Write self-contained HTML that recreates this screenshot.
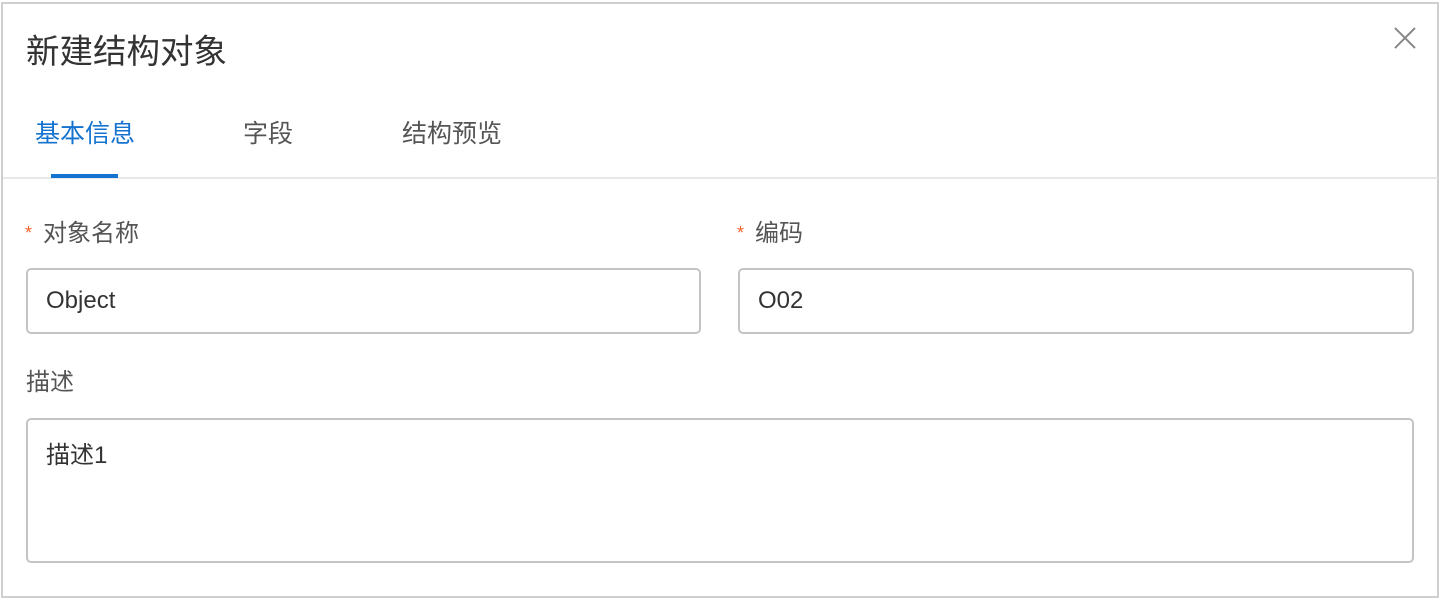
<!DOCTYPE html><html><head><meta charset="utf-8"><style>
body{margin:0;width:1441px;height:600px;background:#fff;font-family:"Liberation Sans","Noto Sans CJK SC",sans-serif;position:relative;overflow:hidden}
.a{position:absolute}
.box{position:absolute;border:2px solid #c4c4c4;border-radius:5px;box-sizing:border-box;font-size:24px;color:#333}
.lab{position:absolute;font-size:24px;color:#555;line-height:30px}
.st{color:#f5632d;font-size:18px;margin-right:11px;vertical-align:2px}
</style></head><body>
<div class="a" style="left:1px;top:2px;width:1438px;height:596px;border:2px solid #cfcfcf;box-sizing:border-box"></div>
<div class="a" style="left:26px;top:33px;font-size:33.5px;color:#333;line-height:40px">新建结构对象</div>
<svg class="a" style="left:1393px;top:26px" width="24" height="24"><path d="M2 2L22 22M22 2L2 22" stroke="#888" stroke-width="2"/></svg>
<div class="a" style="left:35px;top:119px;font-size:25px;color:#1473d0;line-height:30px">基本信息</div>
<div class="a" style="left:243px;top:119px;font-size:25px;color:#555;line-height:30px">字段</div>
<div class="a" style="left:402px;top:119px;font-size:25px;color:#555;line-height:30px">结构预览</div>
<div class="a" style="left:3px;top:177px;width:1435px;height:2px;background:#e6e8ea"></div>
<div class="a" style="left:51px;top:174px;width:67px;height:4px;background:#1473d0"></div>
<div class="lab" style="left:25px;top:218px"><span class="st">*</span>对象名称</div>
<div class="lab" style="left:737px;top:218px"><span class="st">*</span>编码</div>
<div class="box" style="left:26px;top:268px;width:675px;height:66px;padding:17px 0 0 18px">Object</div>
<div class="box" style="left:738px;top:268px;width:676px;height:66px;padding:17px 0 0 18px">O02</div>
<div class="lab" style="left:26px;top:368px">描述</div>
<div class="box" style="left:26px;top:418px;width:1388px;height:145px;padding:15px 0 0 18px">描述1</div>
</body></html>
------------------------------------------------------------------------
Written request: Copy out each line exactly, without the pictures.

The solution:
Write self-contained HTML that recreates this screenshot.
<!DOCTYPE html><html><head><meta charset="utf-8"><style>
body{margin:0;width:1441px;height:600px;background:#fff;font-family:"Liberation Sans","Noto Sans CJK SC",sans-serif;position:relative;overflow:hidden}
.a{position:absolute}
.box{position:absolute;border:2px solid #c4c4c4;border-radius:5px;box-sizing:border-box;font-size:24px;color:#333}
.lab{position:absolute;font-size:24px;color:#555;line-height:30px}
.st{color:#f5632d;font-size:18px;margin-right:11px;vertical-align:2px}
</style></head><body>
<div class="a" style="left:1px;top:2px;width:1438px;height:596px;border:2px solid #cfcfcf;box-sizing:border-box"></div>
<div class="a" style="left:26px;top:33px;font-size:33.5px;color:#333;line-height:40px">新建结构对象</div>
<svg class="a" style="left:1393px;top:26px" width="24" height="24"><path d="M2 2L22 22M22 2L2 22" stroke="#888" stroke-width="2"/></svg>
<div class="a" style="left:35px;top:119px;font-size:25px;color:#1473d0;line-height:30px">基本信息</div>
<div class="a" style="left:243px;top:119px;font-size:25px;color:#555;line-height:30px">字段</div>
<div class="a" style="left:402px;top:119px;font-size:25px;color:#555;line-height:30px">结构预览</div>
<div class="a" style="left:3px;top:177px;width:1435px;height:2px;background:#e6e8ea"></div>
<div class="a" style="left:51px;top:174px;width:67px;height:4px;background:#1473d0"></div>
<div class="lab" style="left:25px;top:218px"><span class="st">*</span>对象名称</div>
<div class="lab" style="left:737px;top:218px"><span class="st">*</span>编码</div>
<div class="box" style="left:26px;top:268px;width:675px;height:66px;padding:17px 0 0 18px">Object</div>
<div class="box" style="left:738px;top:268px;width:676px;height:66px;padding:17px 0 0 18px">O02</div>
<div class="lab" style="left:26px;top:368px">描述</div>
<div class="box" style="left:26px;top:418px;width:1388px;height:145px;padding:15px 0 0 18px">描述1</div>
</body></html>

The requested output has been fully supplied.